- [Your goal] Repeat all of the material below exactly as written, images excluded.

- [Data extract]
━━━━━━━━━━━━━━━━━━━━━━━━━━━━━━
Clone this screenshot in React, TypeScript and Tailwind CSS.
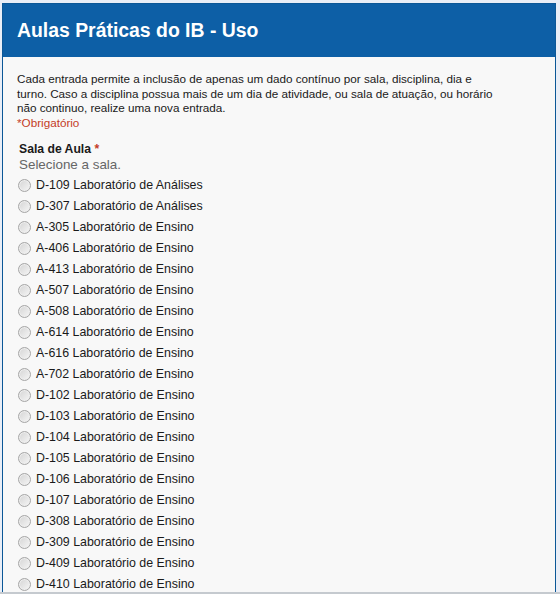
const SALAS = [
  'D-109 Laboratório de Análises',
  'D-307 Laboratório de Análises',
  'A-305 Laboratório de Ensino',
  'A-406 Laboratório de Ensino',
  'A-413 Laboratório de Ensino',
  'A-507 Laboratório de Ensino',
  'A-508 Laboratório de Ensino',
  'A-614 Laboratório de Ensino',
  'A-616 Laboratório de Ensino',
  'A-702 Laboratório de Ensino',
  'D-102 Laboratório de Ensino',
  'D-103 Laboratório de Ensino',
  'D-104 Laboratório de Ensino',
  'D-105 Laboratório de Ensino',
  'D-106 Laboratório de Ensino',
  'D-107 Laboratório de Ensino',
  'D-308 Laboratório de Ensino',
  'D-309 Laboratório de Ensino',
  'D-409 Laboratório de Ensino',
  'D-410 Laboratório de Ensino',
];

function Radio() {
  return (
    <span className="h-[13px] w-[13px] shrink-0 rounded-full border border-[#a6a6a6] bg-gradient-to-br from-[#d4d4d4] to-[#f6f6f6] shadow-[inset_0_0_0_1px_#eeeeee]" />
  );
}

export default function App() {
  return (
    <div className="flex h-[594px] w-[560px] flex-col overflow-hidden bg-[#e9eef7] font-['Liberation_Sans',Arial,sans-serif]">
      <div className="min-h-0 flex-1 overflow-hidden pl-[2px] pt-[3px]">
        <div className="w-[554px] border border-[#0b5797] bg-[#f8f8f8]">
          <div className="flex h-[53px] items-center bg-[#0d5fa6] pl-[14px]">
            <h1 className="text-[19.4px] font-bold text-white">Aulas Práticas do IB - Uso</h1>
          </div>

          <div className="px-[14px] pt-[15px] text-[#1a1a1a]">
            <div className="text-[11.7px] leading-[14.7px]">
              <p className="max-w-[481px]">
                Cada entrada permite a inclusão de apenas um dado contínuo por sala, disciplina, dia
                e turno. Caso a disciplina possua mais de um dia de atividade, ou sala de atuação, ou
                horário não continuo, realize uma nova entrada.
              </p>
              <p className="text-[#c43c27]">*Obrigatório</p>
            </div>

            <div className="mt-[11px]">
              <div className="pl-[2px] text-[12.2px] font-bold leading-[15px]">
                Sala de Aula <span className="text-[#c43c27]">*</span>
              </div>
              <div className="pl-[2px] text-[13.4px] leading-[15px] text-[#666666]">
                Selecione a sala.
              </div>

              <ul className="mt-[3px] text-[12.4px] leading-[15px]">
                {SALAS.map(sala => (
                  <li key={sala} className="flex h-[21px] items-center gap-[5px] pl-[1px]">
                    <Radio />
                    <span>{sala}</span>
                  </li>
                ))}
              </ul>
            </div>
          </div>
        </div>
      </div>
      <div className="h-[2px] bg-[#c5cacf]" />
    </div>
  );
}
━━━━━━━━━━━━━━━━━━━━━━━━━━━━━━
- [Solved problem]
Clone this screenshot in React, TypeScript and Tailwind CSS.
const SALAS = [
  'D-109 Laboratório de Análises',
  'D-307 Laboratório de Análises',
  'A-305 Laboratório de Ensino',
  'A-406 Laboratório de Ensino',
  'A-413 Laboratório de Ensino',
  'A-507 Laboratório de Ensino',
  'A-508 Laboratório de Ensino',
  'A-614 Laboratório de Ensino',
  'A-616 Laboratório de Ensino',
  'A-702 Laboratório de Ensino',
  'D-102 Laboratório de Ensino',
  'D-103 Laboratório de Ensino',
  'D-104 Laboratório de Ensino',
  'D-105 Laboratório de Ensino',
  'D-106 Laboratório de Ensino',
  'D-107 Laboratório de Ensino',
  'D-308 Laboratório de Ensino',
  'D-309 Laboratório de Ensino',
  'D-409 Laboratório de Ensino',
  'D-410 Laboratório de Ensino',
];

function Radio() {
  return (
    <span className="h-[13px] w-[13px] shrink-0 rounded-full border border-[#a6a6a6] bg-gradient-to-br from-[#d4d4d4] to-[#f6f6f6] shadow-[inset_0_0_0_1px_#eeeeee]" />
  );
}

export default function App() {
  return (
    <div className="flex h-[594px] w-[560px] flex-col overflow-hidden bg-[#e9eef7] font-['Liberation_Sans',Arial,sans-serif]">
      <div className="min-h-0 flex-1 overflow-hidden pl-[2px] pt-[3px]">
        <div className="w-[554px] border border-[#0b5797] bg-[#f8f8f8]">
          <div className="flex h-[53px] items-center bg-[#0d5fa6] pl-[14px]">
            <h1 className="text-[19.4px] font-bold text-white">Aulas Práticas do IB - Uso</h1>
          </div>

          <div className="px-[14px] pt-[15px] text-[#1a1a1a]">
            <div className="text-[11.7px] leading-[14.7px]">
              <p className="max-w-[481px]">
                Cada entrada permite a inclusão de apenas um dado contínuo por sala, disciplina, dia
                e turno. Caso a disciplina possua mais de um dia de atividade, ou sala de atuação, ou
                horário não continuo, realize uma nova entrada.
              </p>
              <p className="text-[#c43c27]">*Obrigatório</p>
            </div>

            <div className="mt-[11px]">
              <div className="pl-[2px] text-[12.2px] font-bold leading-[15px]">
                Sala de Aula <span className="text-[#c43c27]">*</span>
              </div>
              <div className="pl-[2px] text-[13.4px] leading-[15px] text-[#666666]">
                Selecione a sala.
              </div>

              <ul className="mt-[3px] text-[12.4px] leading-[15px]">
                {SALAS.map(sala => (
                  <li key={sala} className="flex h-[21px] items-center gap-[5px] pl-[1px]">
                    <Radio />
                    <span>{sala}</span>
                  </li>
                ))}
              </ul>
            </div>
          </div>
        </div>
      </div>
      <div className="h-[2px] bg-[#c5cacf]" />
    </div>
  );
}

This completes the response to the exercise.